The plus sides of their list?  I can’t believe they went with “Lola” by The Kinks.  Then again, the song plays into currently popular gender themes (for the record, listed as my favorite song in my high-school yearbook).  I can’t believe “Bohemian Rhapsody” by Queen placed so high on their list (#15).  The lame critical take on what the song “really meant” is complete and utter horseshit, but I’m glad hipsters now can recognize how mind-blowing the song was.  Glad to see “I’m Not in Love” by 10CC make the cut: deserves it for production values alone.  While The Roches scared me when I first saw them on Saturday Night Live, I must admit, they were way out in front of a few things that would come later.  “What a Fool Believes” by The Doobie Brothers?  OK, I’ll go along.  Is this some odd type of yacht rock vote?  I’m sure the guys in Steely Dan are wondering what sort of ass-backwards universe Pitchfork critics are living in to have their legacy be roughly no more or less than The Doobie Brothers.

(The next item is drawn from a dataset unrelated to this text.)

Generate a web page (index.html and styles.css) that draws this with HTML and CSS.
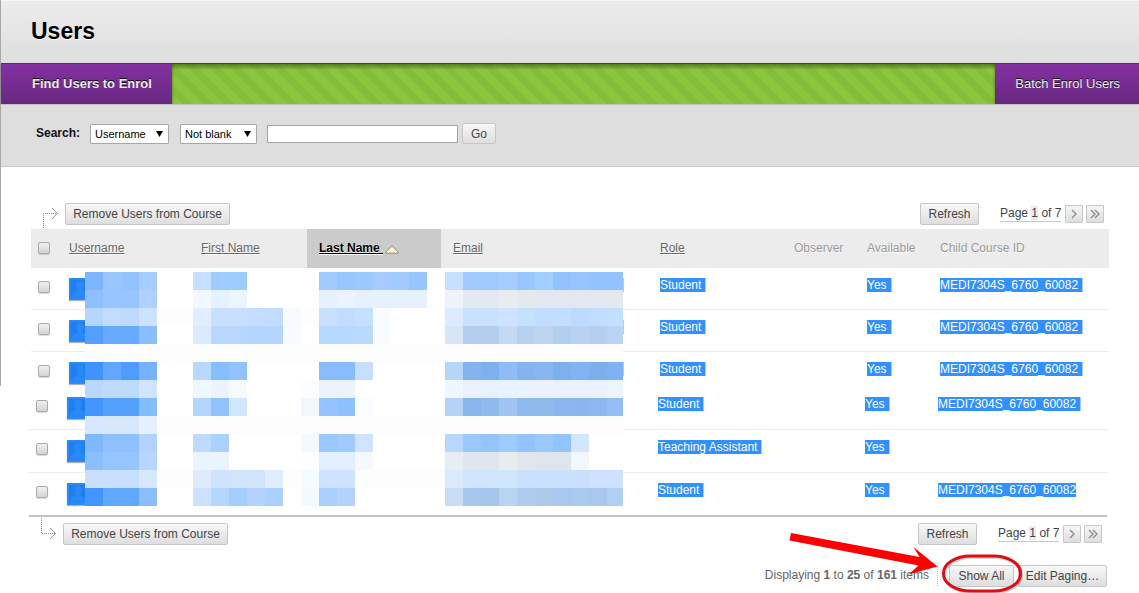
FILE: index.html
```html
<!DOCTYPE html>
<html lang="en">
<head>
<meta charset="utf-8">
<title>Users</title>
<link rel="stylesheet" href="styles.css">
</head>
<body>
<svg class="defs" aria-hidden="true">
  <symbol id="next" viewBox="0 0 16 16"><path d="M6 4l4 4-4 4" fill="none" stroke="#8a8a8a" stroke-width="1.3"/></symbol>
  <symbol id="last" viewBox="0 0 16 16"><path d="M4 4l4 4-4 4M8 4l4 4-4 4" fill="none" stroke="#8a8a8a" stroke-width="1.3"/></symbol>
  <symbol id="avatar" viewBox="0 0 22 22">
    <path d="M0 0h22v22H0z" fill="#2b8afb"/><path d="M2 2h18v17H2z" fill="#1f7fee"/>
    <path d="M11 2.500c3 0 4.500 2.500 4 5.500-.3 2-1.200 3-1.500 4 0 2 5 1.500 5.500 5v2H3v-2c.5-3.500 5.500-3 5.500-5-.3-1-1.200-2-1.500-4-.5-3 1-5.500 4-5.500z" fill="#2989fa" stroke="#2483f2" stroke-width=".6"/>
  </symbol>
  <symbol id="drop" viewBox="0 0 7 6"><path d="M0 0h7L3.500 6z" fill="#000"/></symbol>
</svg>
<div class="page">
  <header class="title-bar"><h1>Users</h1></header>
  <nav class="action-bar">
    <a class="tab tab-main" href="#">Find Users to Enrol</a>
    <a class="tab" href="#">Batch Enrol Users</a>
  </nav>
  <form class="search" onsubmit="return false">
    <label class="search-label" for="field">Search:</label>
    <span class="pick pick-field"><select id="field"><option>Username</option></select><svg><use href="#drop"/></svg></span>
    <span class="pick pick-op"><select aria-label="Condition"><option>Not blank</option></select><svg><use href="#drop"/></svg></span>
    <input class="term" type="text" aria-label="Search text">
    <button class="btn btn-go">Go</button>
  </form>

  <main>
    <div class="tools tools-top">
      <svg class="elbow" width="20" height="22" viewBox="0 0 20 22" fill="none" stroke="#888"><path d="M4.500 21V6.500H18" stroke-dasharray="1 1"/><path d="M13 1l5.500 5.500L13 12" stroke-width=".9"/></svg>
      <button class="btn">Remove Users from Course</button>
      <button class="btn refresh">Refresh</button>
      <span class="pager">Page <b>1</b> of 7</span>
      <button class="step" aria-label="Next page"><svg><use href="#next"/></svg></button>
      <button class="step" aria-label="Last page"><svg><use href="#last"/></svg></button>
    </div>

    <div class="list">
      <table>
        <colgroup><col class="c-check"><col class="c-user"><col class="c-first"><col class="c-last"><col class="c-email"><col class="c-role"><col class="c-obs"><col class="c-avail"><col></colgroup>
        <thead><tr>
          <th><input type="checkbox" aria-label="Select all"></th>
          <th><a href="#">Username</a></th><th><a href="#">First Name</a></th>
          <th class="sorted"><a href="#">Last Name&nbsp;</a><svg width="14" height="9" viewBox="0 0 14 9"><path d="M7 .8L13.200 7v1.200H.8V7z" fill="#fff3cf" stroke="#8c8468" stroke-width=".9"/></svg></th>
          <th><a href="#">Email</a></th><th><a href="#">Role</a></th><th>Observer</th><th>Available</th><th>Child Course ID</th>
        </tr></thead>
        <tbody>
          <tr><td><input type="checkbox" aria-label="Select user 1"></td><td><svg class="avatar"><use href="#avatar"/></svg></td><td></td><td></td><td></td><td><mark>Student</mark></td><td></td><td><mark>Yes</mark></td><td><mark>MEDI7304S_6760_60082</mark></td></tr>
          <tr><td><input type="checkbox" aria-label="Select user 2"></td><td><svg class="avatar"><use href="#avatar"/></svg></td><td></td><td></td><td></td><td><mark>Student</mark></td><td></td><td><mark>Yes</mark></td><td><mark>MEDI7304S_6760_60082</mark></td></tr>
          <tr class="cut"><td><input type="checkbox" aria-label="Select user 3"></td><td><svg class="avatar"><use href="#avatar"/></svg></td><td></td><td></td><td></td><td><mark>Student</mark></td><td></td><td><mark>Yes</mark></td><td><mark>MEDI7304S_6760_60082</mark></td></tr>
        </tbody>
      </table>
      <table class="lower">
        <colgroup><col class="c-check"><col class="c-user"><col class="c-first"><col class="c-last"><col class="c-email"><col class="c-role"><col class="c-obs"><col class="c-avail"><col></colgroup>
        <tbody>
          <tr><td><input type="checkbox" aria-label="Select user 4"></td><td><svg class="avatar"><use href="#avatar"/></svg></td><td></td><td></td><td></td><td><mark>Student</mark></td><td></td><td><mark>Yes</mark></td><td><mark>MEDI7304S_6760_60082</mark></td></tr>
          <tr><td><input type="checkbox" aria-label="Select user 5"></td><td><svg class="avatar"><use href="#avatar"/></svg></td><td></td><td></td><td></td><td><mark>Teaching Assistant</mark></td><td></td><td><mark>Yes</mark></td><td></td></tr>
          <tr><td><input type="checkbox" aria-label="Select user 6"></td><td><svg class="avatar"><use href="#avatar"/></svg></td><td></td><td></td><td></td><td><mark>Student</mark></td><td></td><td><mark>Yes</mark></td><td><mark class="end">MEDI7304S_6760_60082</mark></td></tr>
        </tbody>
      </table>
      <svg class="mosaic" id="mosaic" width="539" height="236" viewBox="0 0 539 236" shape-rendering="crispEdges" aria-hidden="true"></svg>
    </div>

    <div class="bottom">
      <div class="tools tools-bottom">
        <svg class="elbow" width="20" height="22" viewBox="0 0 20 22" fill="none" stroke="#888"><path d="M4.500 0V15.500H18" stroke-dasharray="1 1"/><path d="M13 10l5.500 5.500L13 21" stroke-width=".9"/></svg>
        <button class="btn">Remove Users from Course</button>
        <button class="btn refresh">Refresh</button>
        <span class="pager">Page <b>1</b> of 7</span>
        <button class="step" aria-label="Next page"><svg><use href="#next"/></svg></button>
        <button class="step" aria-label="Last page"><svg><use href="#last"/></svg></button>
      </div>
      <div class="paging">
        <span class="count">Displaying <strong>1</strong> to <strong>25</strong> of <strong>161</strong> items</span>
        <button class="btn show-all">Show All</button>
        <button class="btn edit">Edit Paging…</button>
      </div>
      <svg class="callout" width="240" height="66" viewBox="785 527 240 66" aria-hidden="true">
        <rect x="944.500" y="557.500" width="77" height="35" rx="27" ry="17" fill="none" stroke="#000" stroke-opacity=".18" stroke-width="3"/>
        <rect x="943.500" y="556" width="77" height="35" rx="27" ry="17" fill="none" stroke="#dc1014" stroke-width="3"/>
        <path d="M791 533l128.500 24-6-10 24 19.500-29 8 10-9-129-25z" fill="#f00"/>
      </svg>
    </div>
  </main>
</div>
<script src="mosaic.js"></script>
</body>
</html>
```
FILE: mosaic.js
```js
// Pixelated privacy mask: each row lists "column:span:colour" on an 18px grid.
const cell = 18, width = 538;
const rows = [
  "0:1:7db5ff 1:1:99c6ff 2:1:94c2ff 3:1:a6cdff 6:1:c6e0ff 7:2:9dcbff 13:1:a0cbff 14:1:9ac6ff 15:1:9ac8ff 16:1:a6ccff 17:1:a1caff 18:1:97c6ff 20:1:c6dffe 21:2:9fcaff 23:1:a4ceff 24:1:9ac6ff 25:1:a1ceff 26:1:93c1ff 27:1:97c4ff 28:2:92c2ff",
  "0:1:8ebfff 1:2:98c5ff 3:1:aed1ff 6:1:f1f8ff 7:1:e6f1ff 8:1:ecf5ff 13:1:e6f1ff 14:1:ebf3ff 15:4:e5f1ff 20:1:eff3f9 21:2:e3e8f2 23:1:e8ecf0 24:1:e4eaec 25:5:e3e8f0",
  "0:1:b5d6ff 1:1:c0dcff 2:1:bedaff 3:1:cce2ff 4:9:fdfdfd 6:1:e0eeff 7:2:c8dfff 9:1:c5deff 10:1:c1dcff 11:1:f7fbff 13:1:c9dfff 14:1:c0ddff 15:1:c5dfff 16:1:f8fcff 20:1:dcebff 21:2:cae0ff 23:1:cfe2ff 24:1:c6e0ff 25:1:c2dcff 26:1:c2deff 27:1:bddbff 28:1:c1dcff 29:1:c3deff",
  "0:1:539fff 1:2:66abff 3:1:8abdff 6:1:daeaff 7:2:b7d7ff 9:2:b4d5ff 11:1:f7fbff 13:2:b7d8ff 15:1:bad9ff 16:1:f8fcff 20:1:d7e6f7 21:2:b3ceef 23:1:c4d9f4 24:1:b9d1f0 25:1:bfd5ef 26:1:b3cfee 27:1:b9d2f1 28:1:b4cfef 29:1:b8d3f3",
  "0:30:fdfdfd",
  "0:1:3e93ff 1:1:60a7ff 2:1:4e9cff 3:1:76b2ff 6:1:b8d8ff 7:1:86bfff 8:1:91c2ff 13:1:88bcff 14:1:87bdff 15:1:c7dfff 20:1:b7d5f8 21:1:85b3f0 22:1:7db0f1 23:1:91bbf4 24:1:84b4ef 25:1:88b7ef 26:1:7db0ef 27:1:80b2f4 28:1:7cafee 29:1:7eb2f3",
  "0:1:bad8ff 1:2:bedbff 3:1:cfe4ff 6:1:f0f7ff 7:1:ebf3ff 8:1:f6faff 12:1:fbfdff 13:2:ebf3ff 20:1:eef7ff 21:1:e9f1fd 22:2:e6f2ff 24:5:eaf2ff 29:1:ecf5ff",
  "0:1:4296ff 1:2:54a0ff 3:1:83bbff 6:1:b4d5ff 7:1:92c1ff 8:1:d1e6ff 12:1:f0f8ff 13:1:93c4ff 14:1:8dc0ff 15:1:fafcff 20:1:b5d3f5 21:1:87b5ec 22:1:90b9ec 23:1:9fc3f2 24:2:91baec 26:1:8db7ec 27:1:8ab6ed 28:1:8eb7ed 29:1:94bff4",
  "0:1:d7e7ff 1:2:d8e8fb 3:1:e5effd 4:26:fdfdfd",
  "0:1:80b8ff 1:2:8fc0ff 3:1:b2d3ff 6:1:bddaff 7:1:abd1ff 12:1:f3faff 13:1:99c7ff 14:1:9fcbff 15:1:d0e4ff 20:1:b8d7ff 21:1:99c7ff 22:1:96c4ff 23:1:9ecaff 24:1:94c3ff 25:1:9bc8ff 26:1:92c4ff 27:1:d3e5ff",
  "0:1:8bbeff 1:2:95c4ff 3:1:b6d6ff 6:2:ebf3ff 12:1:fcfeff 13:2:e2efff 15:1:f4f8ff 20:1:e8edf1 21:2:e0e6ef 23:1:e7ecef 24:1:e1e7ed 25:2:dfe5ed 27:1:f2f6fd",
  "0:1:c9ddfc 1:2:c7dffc 3:1:d7e8fc 4:16:fdfdfd 6:1:dfeaff 7:1:cfe3ff 8:2:d0e5fc 10:1:dfecff 12:1:f5fbff 13:2:cde3ff 20:1:daeafc 21:3:d2e5ff 24:1:c9e0ff 25:2:cae0ff 27:1:c9dfff 28:2:cce2ff",
  "0:1:4297ff 1:2:60a7ff 3:1:8bbeff 6:1:cce1ff 7:1:b4d6ff 8:1:a4ceff 9:1:b2d2ff 10:1:abd0ff 12:1:f3faff 13:1:aacfff 14:1:b2d3ff 20:1:c9def4 21:1:a7c8ee 22:1:a5c7ed 23:1:b9d4f2 24:1:afcbf0 25:1:adcaeb 26:1:a8c8ef 27:1:aacbf0 28:1:aac7ed 29:1:b1d0f4"
];
const mask = document.getElementById("mosaic");
function block(x, y, w, h, fill) {
  const r = document.createElementNS("http://www.w3.org/2000/svg", "rect");
  for (const [k, v] of Object.entries({ x, y, width: w, height: h, fill })) r.setAttribute(k, v);
  mask.append(r);
}
block(0, 0, width, 236, "#fff");
rows.forEach((row, i) => row.split(" ").forEach(item => {
  const [col, span, colour] = item.split(":");
  const x = col * cell;
  block(x, i * cell, Math.min(span * cell, width - x), cell, "#" + colour);
}));
[6, 48, 90].forEach(y => block(width, y, 1, 14, "#a4caff"));
```
FILE: styles.css
```css
* { box-sizing: border-box; }
body { margin: 0; background: #fff; color: #444; font: 12px/14px "Liberation Sans", Arial, sans-serif; }
.defs { display: none; }
.page { position: relative; }
.page::before { content: ""; position: absolute; left: 0; top: 0; width: 1px; height: 386px; background: #a8a8a8; }
button, input, select { font-family: inherit; margin: 0; }

.title-bar { margin-left: 1px; height: 63px; padding: 17px 30px 0; border-top: 1px solid #f8f8f8; background: linear-gradient(#ececec, #dedede); }
h1 { margin: 0; color: #000; font-size: 23px; line-height: 26px; text-shadow: 0 1px 0 #fff; }
.action-bar { display: flex; justify-content: space-between; margin-left: 1px; height: 42px; border-top: 1px solid #5e2a6c; border-bottom: 1px solid #c2c2c2;
  background: linear-gradient(rgba(50,80,10,.6), rgba(50,80,10,0) 6px), repeating-linear-gradient(45deg, #8cc63f 0 8px, #84bd3b 8px 15px); }
.tab { padding: 12px 19px 0 20px; background: linear-gradient(#8430a2, #672880); color: #eee; font-size: 13px; line-height: 16px; text-decoration: none; text-shadow: 0 -1px 0 #000; box-shadow: 0 0 3px rgba(0,0,0,.4); clip-path: inset(0 -3px 0 -3px); }
.tab-main { padding: 12px 20px 0 31px; font-weight: bold; }

.search { display: flex; align-items: center; height: 62px; margin-left: 1px; padding: 0 35px 4px; border-bottom: 1px solid #c8c8c8; background: #dedede; }
.search-label { width: 54px; padding-bottom: 2px; color: #111; font-weight: bold; }
.pick { position: relative; margin-right: 11px; }
.pick select { appearance: none; display: block; width: 100%; height: 20px; padding: 0 4px; border: 1px solid #a6a6a6; border-radius: 1px; background: #fff; color: #000; font-size: 11px; }
.pick svg { position: absolute; right: 6px; top: 7px; width: 7px; height: 6px; pointer-events: none; }
.pick-field { width: 79px; }
.pick-op { width: 77px; margin-right: 10px; }
.term { width: 191px; height: 18px; border: 1px solid #a6a6a6; background: #fff; }
.btn { height: 22px; padding: 0; border: 1px solid #c6c6c6; border-radius: 2px; background: linear-gradient(#f8f8f8, #dedede); color: #444; font-size: 12px; line-height: 18px; width: 165px; }
.btn-go { width: 34px; height: 21px; margin-left: 4px; }

main { padding: 36px 30px 0 31px; }
.tools { display: flex; align-items: flex-start; padding: 0 5px 4px 8px; }
.elbow { width: 20px; height: 22px; margin-right: 6px; }
.tools-top .elbow { margin-top: 4px; }
.tools-top { height: 26px; }
.refresh { width: 59px; margin-left: auto; }
.pager { margin: 3px 4px 0 21px; width: 61px; height: 16px; border-bottom: 1px solid #c8c8c8; white-space: nowrap; }
.pager b { font-weight: normal; background: #ececec; }
.step { width: 18px; height: 18px; margin: 2px 0 0; padding: 0; border: 1px solid #c6c6c6; border-radius: 1px; background: linear-gradient(#f6f6f6, #dedede); }
.step + .step { margin-left: 3px; }
.step svg { display: block; width: 16px; height: 16px; }

.list { position: relative; }
.mosaic { position: absolute; left: 54px; top: 43px; }
table { width: 100%; table-layout: fixed; border-collapse: separate; border-spacing: 0; }
.lower { margin-left: -2px; border-bottom: 2px solid #c2c2c2; }
.c-check { width: 26px; } .c-user { width: 132px; } .c-first { width: 118px; } .c-last { width: 134px; } .c-email { width: 207px; } .c-role { width: 134px; } .c-obs, .c-avail { width: 73px; }
th { height: 39px; padding: 0 0 2px 12px; background: #ececec; color: #999; font-weight: normal; text-align: left; text-shadow: 0 1px 0 #fff; white-space: nowrap; }
th a { color: #666; }
.sorted { background: #cbcbcb; font-weight: bold; }
.sorted a { color: #000; }
.sorted svg { margin-left: 2px; vertical-align: -2px; }
td { height: 42px; padding: 10px 0 0 12px; border-bottom: 1px solid #ececec; vertical-align: top; white-space: nowrap; }
th:first-child, td:first-child { padding-left: 7px; }
.cut td { height: 35px; border-bottom: 0; }
.lower td { height: 43px; }
.lower tr:last-child td { height: 42px; border-bottom: 0; }
th input, td input { appearance: none; display: block; width: 12px; height: 12px; border: 1px solid #aaa; border-radius: 2px; background: linear-gradient(#f0f0f0, #d4d4d4); box-shadow: 0 1px 1px rgba(0,0,0,.15); }
td input { margin-top: 3px; }
.avatar { display: block; width: 22px; height: 22px; box-shadow: 0 1px 1px rgba(0,0,0,.3); }
mark { display: inline-block; height: 14px; padding-right: 4px; border-right: 1px solid #a4caff; background: #3390ff; color: #fff; }
.end { padding-right: 0; border-right: 0; }

.bottom { position: relative; margin: 0 2px 0 -2px; }
.tools-bottom { padding-top: 6px; }
.tools-bottom .elbow { margin-top: -5px; }
.paging { display: flex; align-items: flex-start; justify-content: flex-end; padding: 16px 0 6px; color: #666; }
.count { padding: 5px 8px 4px 0; margin: -2px 11px 0 0; border-right: 1px dotted #bbb; }
.show-all { width: 65px; margin-right: 4px; }
.edit { width: 89px; }
.callout { position: absolute; right: 82px; top: 10px; pointer-events: none; }
```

And I have to respect weirdness like that although, again, what I learn from a list like this: if you weren’t alive at the time, you really don’t know what in the hell you’re writing about.  It pains me to recognize the same about myself with decades earlier than the 70’s, but it’s true.  There’s clearly little to no context for a lot of these songs selections; it’s just crazy shit that somehow got a foothold with X number of critics decades after the fact.  It would be like me falling in love with obscure Frank Sinatra album tracks from his albums from the 1940’s and 1950’s, going up to someone who was alive at the time and a huge fan, and describing to him what my favorite tracks are.  Sure, he’d know the songs that I was talking about, but he’d be thinking, “This guy doesn’t know his ass from a hole in the ground when it comes to Sinatra.”
I think Pitchfork prides itself on not knowing its ass from a hole in the ground.